Again, there is no general answer that can be made. Certified Specialist Immigration & Nat. Law Cal. Bar Board of Legal Specialization I concur with the lawyer on this one. A few years ago, when the rule about "registering to vote makes you deportable" was first introduced, there was a case of a young woman who registered to vote in high school. She had reason to believe that she was a US citizen (I don't know why, but when this case went to trial, both sides agreed to the fact that she actually had no reason to even suspect she might not be a citizen). Well, later it turned out that she actually wasn't a citizen.

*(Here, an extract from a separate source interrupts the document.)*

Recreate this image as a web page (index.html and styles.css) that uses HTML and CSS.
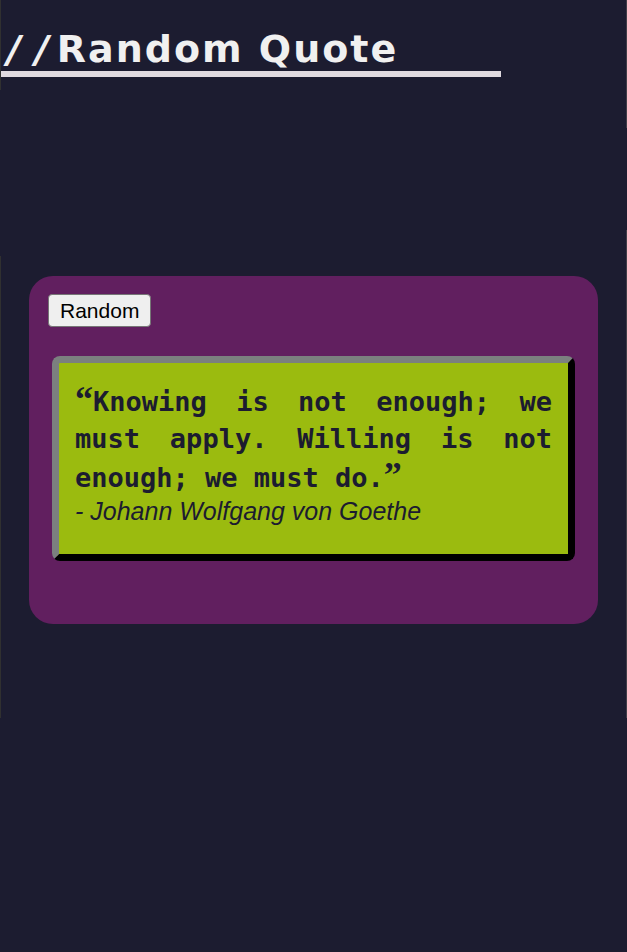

Again, I don't know why. She ended up in deportation proceedings. I seem to remember that in the end, a private bill was passed for her benefit, making her a GC holder again. But it took an act of Congress, or something of that magnitude, to fix the problem. I believe after this case hit the press, the law was slightly weakened, and now allows for people who have reason to believe that they are US citizens. But your case probably wouldn't fall under that category. Personally, I have some doubts about the lawyer's line of reasoning. If this was a paper form, the question about citizenship and voting are independent. The mere fact that the form has been translated into electronic format shouldn't impose additional requirements on the quality of the questions. I can think of two alternative lines of reasoning:

1) He could argue that the question should have had an explicit note: "Do you register to vote? WARNING: you must be a US citizen to answer yes here. Answering yes for a non-citizen can carry severe consequences."

2) It actually isn't automatically illegal to register to vote. Some municipalities do allow aliens to vote for certain local elections (usually, school board elections). You had no way to know whether or not this applied in your municipality, nor any way to specify such a restricted voting registration on the electronic form.

One could then argue that punishing you for registering to vote (as opposed to actually voting) would deprive you of a right that you may have been legally entitled to.